## Given instruction
Answer with one number: the count of lines in the listing below that hold the word "this".

§

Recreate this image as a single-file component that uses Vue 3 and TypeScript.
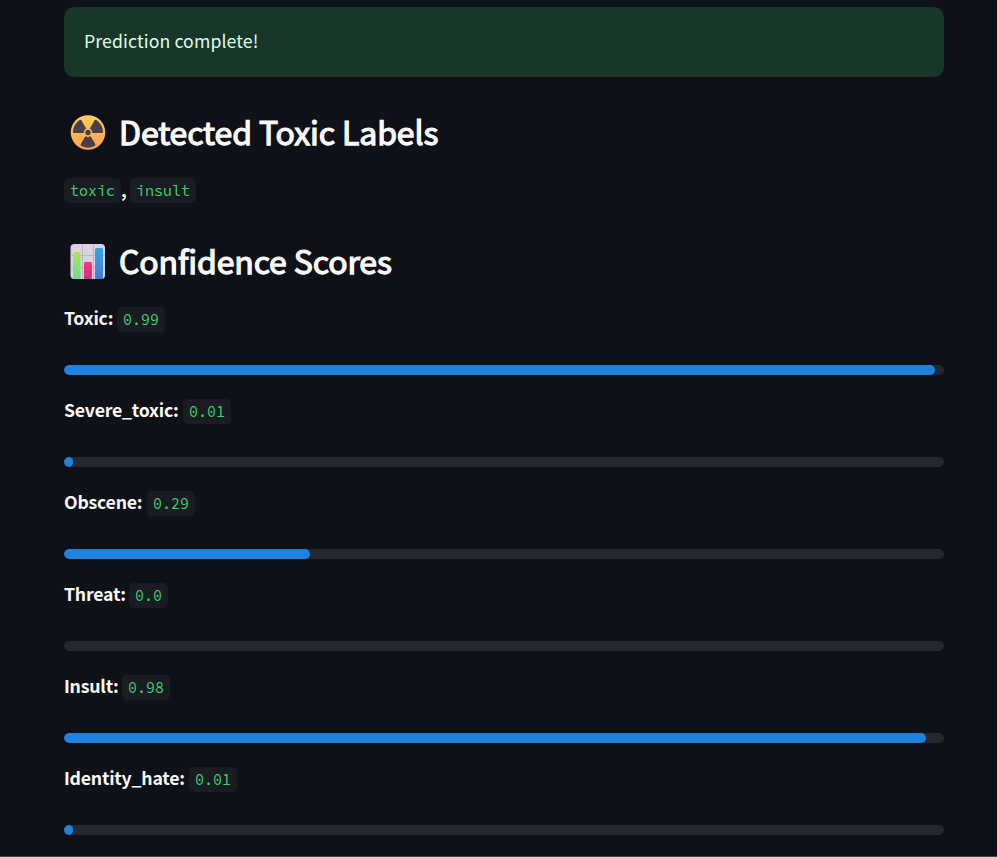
<script setup lang="ts">
interface Score {
  name: string
  value: string
  percent: number
  labelWidth: number
}

const labels: string[] = ['toxic', 'insult']

const scores: Score[] = [
  { name: 'Toxic', value: '0.99', percent: 99, labelWidth: 49 },
  { name: 'Severe_toxic', value: '0.01', percent: 1, labelWidth: 115 },
  { name: 'Obscene', value: '0.29', percent: 28, labelWidth: 79 },
  { name: 'Threat', value: '0.0', percent: 0, labelWidth: 61 },
  { name: 'Insult', value: '0.98', percent: 98, labelWidth: 54 },
  { name: 'Identity_hate', value: '0.01', percent: 1, labelWidth: 121 },
]
</script>

<template>
  <main class="page">
    <div class="alert">Prediction complete!</div>

    <h2 class="heading">
      <svg class="emoji" viewBox="0 0 36 36" aria-hidden="true">
        <defs>
          <linearGradient id="sun" x1="0" y1="0" x2="0" y2="1">
            <stop offset="0" stop-color="#ffce55" />
            <stop offset="1" stop-color="#ff9f50" />
          </linearGradient>
        </defs>
        <circle cx="18" cy="17.500" r="17.300" fill="url(#sun)" />
        <g fill="#483f4e">
          <circle cx="18" cy="17.500" r="2.700" />
          <path id="blade" d="M15.400 21.200L10.700 29.300Q10.200 30.500 11.300 31.100Q18 34.300 24.700 31.100Q25.800 30.500 25.300 29.300L20.600 21.200Q18 22.700 15.400 21.200Z" />
          <use href="#blade" transform="rotate(120 18 17.5)" />
          <use href="#blade" transform="rotate(240 18 17.5)" />
        </g>
      </svg>
      <span class="title">Detected Toxic Labels</span>
    </h2>

    <p class="labels">
      <template v-for="(label, i) in labels" :key="label">
        <span v-if="i > 0" class="comma">,</span>
        <code class="chip">{{ label }}</code>
      </template>
    </p>

    <h2 class="heading second">
      <svg class="emoji" viewBox="0 0 36 36" aria-hidden="true">
        <defs>
          <linearGradient id="green" x1="0" y1="0" x2="0" y2="1">
            <stop offset="0" stop-color="#b0e35a" />
            <stop offset="1" stop-color="#62df91" />
          </linearGradient>
          <linearGradient id="pink" x1="0" y1="0" x2="0" y2="1">
            <stop offset="0" stop-color="#f83a78" />
            <stop offset="1" stop-color="#d42d82" />
          </linearGradient>
          <linearGradient id="blue" x1="0" y1="0" x2="0" y2="1">
            <stop offset="0" stop-color="#35a5ed" />
            <stop offset="1" stop-color="#417cd1" />
          </linearGradient>
        </defs>
        <rect x="0.5" y="0" width="34.5" height="35" rx="4" fill="#dcd3e2" />
        <path d="M12.500 0V35M23.500 0V35M0.500 11.500H35M0.500 23.500H35" stroke="#bdb3c5" stroke-width="1" />
        <path d="M3 9.500Q3 8 4.500 8H9Q10.500 8 10.500 9.500V35H4.500Q3 35 3 33.500Z" fill="url(#green)" />
        <path d="M14 19.500Q14 18 15.500 18H20.500Q22 18 22 19.500V35H14Z" fill="url(#pink)" />
        <path d="M25 5.500Q25 4 26.500 4H31.500Q33 4 33 5.500V35H25Z" fill="url(#blue)" />
      </svg>
      <span class="title">Confidence Scores</span>
    </h2>

    <section v-for="score in scores" :key="score.name" class="score">
      <div class="score-line">
        <strong class="name" :style="{ width: score.labelWidth + 'px' }">{{ score.name }}:</strong>
        <code class="chip">{{ score.value }}</code>
      </div>
      <div class="track">
        <div class="fill" :style="{ width: score.percent + '%' }"></div>
      </div>
    </section>
  </main>
</template>

<style>
body {
  background: #0e1117;
}
</style>

<style scoped>
.page {
  box-sizing: border-box;
  height: 857px;
  padding: 7px 53px 0 64px;
  overflow: hidden;
  border-bottom: 1px solid #444348;
  background: #0e1117;
  color: #fafafa;
  font-family: "Source Sans Pro", "Noto Sans CJK SC", sans-serif;
  font-size: 17.7px;
}

.alert {
  box-sizing: border-box;
  height: 70px;
  padding: 0 20px;
  border-radius: 10px;
  background: #193728;
  color: #dffde9;
  letter-spacing: 0.1px;
  line-height: 67px;
}

.heading {
  display: flex;
  align-items: center;
  height: 48px;
  margin: 32px 0 0;
  padding-left: 6px;
}

.emoji {
  flex: none;
  width: 36px;
  height: 36px;
}

.title {
  height: 48px;
  margin-left: 13px;
  font-size: 32px;
  font-weight: 400;
  letter-spacing: -0.12px;
  line-height: 44px;
  white-space: nowrap;
  -webkit-text-stroke: 1.25px currentColor;
}

.labels {
  display: flex;
  height: 25px;
  margin: 21px 0 0;
}

.comma {
  width: 9px;
  font-weight: 700;
  line-height: 22px;
}

.chip {
  box-sizing: border-box;
  height: 25px;
  padding: 0 6px;
  border-radius: 5px;
  background: #1a1c24;
  color: #3dd56d;
  font-family: "Source Code Pro", "Liberation Mono", monospace;
  font-size: 15px;
  line-height: 26px;
}

.second {
  margin-top: 35px;
}

.score {
  height: 92px;
}

.second + .score {
  margin-top: 21px;
}

.score-line {
  display: flex;
  gap: 4px;
  height: 25px;
}

.name {
  font-weight: 700;
  letter-spacing: -0.22px;
  line-height: 20px;
  white-space: nowrap;
}

.track {
  height: 10px;
  margin-top: 33px;
  overflow: hidden;
  border-radius: 5px;
  background: #262730;
}

.fill {
  height: 10px;
  border-radius: 5px;
  background: #1c83e1;
}
</style>
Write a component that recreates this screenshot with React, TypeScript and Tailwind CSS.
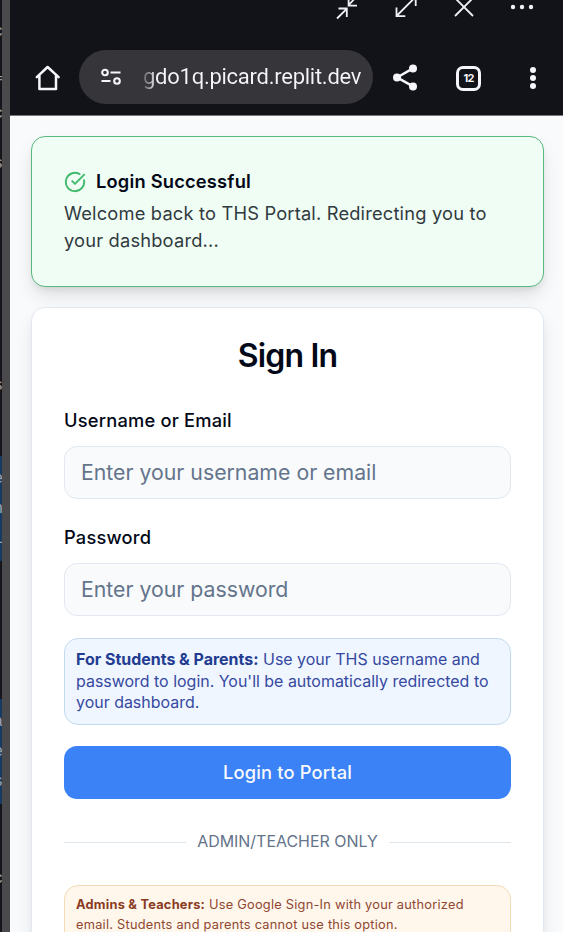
import React from "react";

const inter = "font-['Inter','Liberation_Sans',sans-serif]";

// Code editor that shows through at the far left edge, behind the window frame.
function EdgeChar({ children }: { children: string }) {
  return <span className="-ml-[7px] block h-[30px] shrink-0 text-[17px] leading-[30px] text-[#9aa0aa]">{children}</span>;
}

function EditorEdge() {
  return (
    <div className="flex w-[10px] shrink-0 bg-[#4a494b]">
      <div className="flex h-[932px] w-[2px] flex-col overflow-hidden bg-[#15151b] font-['Liberation_Mono',monospace]">
        <div className="flex h-[456px] shrink-0 flex-col pt-[17px]">
          <EdgeChar>c</EdgeChar>
          <div className="h-[22px]" />
          <EdgeChar>f</EdgeChar>
          <EdgeChar>c</EdgeChar>
          <div className="h-[20px]" />
          <EdgeChar>s</EdgeChar>
          <div className="h-[192px]" />
          <EdgeChar>s</EdgeChar>
        </div>
        <div className="h-[105px] shrink-0 bg-[#173a63] pt-[8px]">
          <EdgeChar>e</EdgeChar>
          <EdgeChar>n</EdgeChar>
          <EdgeChar>l</EdgeChar>
        </div>
        <div className="h-[138px] shrink-0" />
        <div className="h-[105px] shrink-0 bg-[#173a63] pt-[8px]">
          <EdgeChar>a</EdgeChar>
          <EdgeChar>e</EdgeChar>
          <EdgeChar>s</EdgeChar>
        </div>
        <div className="pt-[60px]">
          <EdgeChar>c</EdgeChar>
        </div>
      </div>
    </div>
  );
}

function WindowControls() {
  return (
    <svg className="block h-[22px] w-full" viewBox="10 0 553 22" fill="none" stroke="#f1f1f5" strokeWidth="1.8">
      <path d="M337 18.5 346.7 8.8M338.5 8.5H346.8V17M357 -4 348.6 5.2M348.6 -3V5.7H357" />
      <path d="M396.5 16 415.5 -3M396.5 7.5V16.2H405.3M407 -3H415.7V6" />
      <path d="M455 -2 473 16M473 -2 455 16" />
      <g fill="#f1f1f5" stroke="none">
        <circle cx="513" cy="7" r="2.2" />
        <circle cx="522" cy="7" r="2.2" />
        <circle cx="531" cy="7" r="2.2" />
      </g>
    </svg>
  );
}

function AddressBar() {
  return (
    <div className="flex h-[54px] items-center text-[#f5f5fa]">
      <svg className="ml-[24px] h-[28px] w-[28px] shrink-0" viewBox="0 0 28 28" fill="none" stroke="currentColor" strokeWidth="2.5" strokeLinejoin="round" strokeLinecap="round">
        <path d="M2.8 14.2 13.6 4 24.6 14.2M5.4 12.5V26.1H22V12.5" />
      </svg>
      <div className="ml-[17px] flex h-[54px] w-[294px] shrink-0 items-center rounded-full bg-[#35353a]">
        <svg className="ml-[21px] h-[20px] w-[22px] shrink-0" viewBox="0 0 22 20" fill="none" stroke="currentColor" strokeWidth="2.1">
          <circle cx="5" cy="5.5" r="2.8" />
          <path d="M10.5 5.5H20.5M1.5 14H10.5" />
          <circle cx="17" cy="14" r="2.8" />
        </svg>
        <div className="ml-[21px] w-[219px] overflow-hidden whitespace-nowrap bg-linear-to-r from-[#5c5c61] from-0% via-[#f5f5fa] via-6% to-[#f5f5fa] bg-clip-text font-['Roboto','Liberation_Sans',sans-serif] text-[22px] leading-8 tracking-[-0.26px] text-transparent">
          gdo1q.picard.replit.dev
        </div>
      </div>
      <svg className="ml-[20px] h-[28px] w-[26px] shrink-0" viewBox="0 0 26 28" fill="currentColor">
        <path d="M20 5.4 4 14.4 20 23.4" fill="none" stroke="currentColor" strokeWidth="2.4" />
        <circle cx="4" cy="14.4" r="4" />
        <circle cx="20" cy="5.6" r="4" />
        <circle cx="20" cy="23.6" r="4" />
      </svg>
      <div className={`ml-[37px] mt-[2px] flex h-[25px] w-[25px] shrink-0 items-center justify-center rounded-[7px] border-3 border-current text-[11px] font-bold tracking-[-0.8px] ${inter}`}>
        12
      </div>
      <svg className="ml-[47px] mt-[2px] h-[24px] w-[10px] shrink-0" viewBox="0 0 10 24" fill="currentColor">
        <circle cx="5" cy="4" r="3" />
        <circle cx="5" cy="12" r="3" />
        <circle cx="5" cy="20" r="3" />
      </svg>
    </div>
  );
}

function SuccessAlert() {
  return (
    <section className="h-[151px] rounded-[14px] border border-[#59b780] bg-[#f0fdf4] px-[32px] pt-[31px] shadow-[0_10px_20px_-3px_rgba(0,0,0,0.12),0_4px_8px_-3px_rgba(0,0,0,0.1)]">
      <div className="flex h-[27px] items-center">
        <svg className="mt-px h-[22px] w-[22px]" viewBox="0 0 24 24" fill="none" stroke="#41ba6d" strokeWidth="2.1" strokeLinecap="round" strokeLinejoin="round">
          <path d="M21.801 10A10 10 0 1 1 17 3.335" />
          <path d="m9 11 3 3L22 4" />
        </svg>
        <h2 className="ml-[10px] text-[18.3px] font-semibold tracking-[0.2px] text-[#020817]">Login Successful</h2>
      </div>
      <p className="mt-[5px] whitespace-nowrap text-[18.3px] leading-[27px] tracking-[0.18px] text-[#303a40]">
        Welcome back to THS Portal. Redirecting you to
        <br />
        your dashboard...
      </p>
    </section>
  );
}

function Field({ label, placeholder, type }: { label: string; placeholder: string; type: string }) {
  return (
    <label className="block">
      <span className="block h-[38px] text-[18.3px] font-medium leading-[24px] tracking-[0.2px] text-[#020817]">{label}</span>
      <input
        type={type}
        placeholder={placeholder}
        className="block h-[53px] w-full rounded-[13px] border border-[#e2e8f0] bg-[#f8fafc] px-4 pb-[2px] text-[21.28px] outline-none placeholder:text-[#64748b]"
      />
    </label>
  );
}

function SignInCard() {
  return (
    <main className="mt-[20px] h-[680px] rounded-[14px] border border-[#e2e8f0] bg-white px-[32px] shadow-[0_10px_20px_-3px_rgba(0,0,0,0.1),0_4px_8px_-3px_rgba(0,0,0,0.08)]">
      <h1 className="pt-[28px] text-center text-[32px] font-semibold leading-[40px] tracking-[-0.8px] text-[#020817]">Sign In</h1>
      <form className="pt-[32px]">
        <Field label="Username or Email" placeholder="Enter your username or email" type="text" />
        <div className="h-[26px]" />
        <Field label="Password" placeholder="Enter your password" type="password" />
        <div className="mt-[22px] h-[87px] whitespace-nowrap rounded-[14px] border border-[#c1daf0] bg-[#eff6ff] px-[11px] pt-[10px] text-[15.96px] leading-[21.5px] text-[#36499f]">
          <strong className="font-bold text-[#223c92]">For Students &amp; Parents:</strong> Use your THS username and
          <br />
          password to login. You'll be automatically redirected to
          <br />
          your dashboard.
        </div>
        <button type="button" className="mt-[21px] block h-[53px] w-full rounded-[13px] bg-[#3b82f6] text-[18.3px] font-medium tracking-[0.18px] text-[#f8fafc]">
          Login to Portal
        </button>
      </form>
      <div className="mt-[32px] flex h-[22px] items-center gap-[11px] text-[15.96px] text-[#64748b]">
        <span className="h-px flex-1 bg-[#dfe6eb]" />
        <span className="whitespace-nowrap pb-px leading-[21px]">ADMIN/TEACHER ONLY</span>
        <span className="h-px flex-1 bg-[#dfe6eb]" />
      </div>
      <div className="mt-[32px] h-[80px] whitespace-nowrap rounded-[14px] border border-[#f3dbb5] bg-[#fff6ec] px-[11px] pt-[9px] text-[12.8px] leading-[20px] tracking-[0.24px] text-[#8f4730]">
        <strong className="font-bold text-[#8a3b22]">Admins &amp; Teachers:</strong> Use Google Sign-In with your authorized
        <br />
        email. Students and parents cannot use this option.
      </div>
    </main>
  );
}

export default function App() {
  return (
    <div className={`flex h-[932px] w-[563px] overflow-hidden ${inter}`}>
      <EditorEdge />
      <div className="h-[932px] min-w-0 flex-1 overflow-hidden bg-[#f8fafc]">
        <header className="h-[116px] border-b border-[#77777c] bg-[#121319]">
          <WindowControls />
          <div className="pt-[28px]">
            <AddressBar />
          </div>
        </header>
        <div className="pl-[21px] pr-[19px] pt-[20px]">
          <SuccessAlert />
          <SignInCard />
        </div>
      </div>
    </div>
  );
}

§

## Output of the exercise
3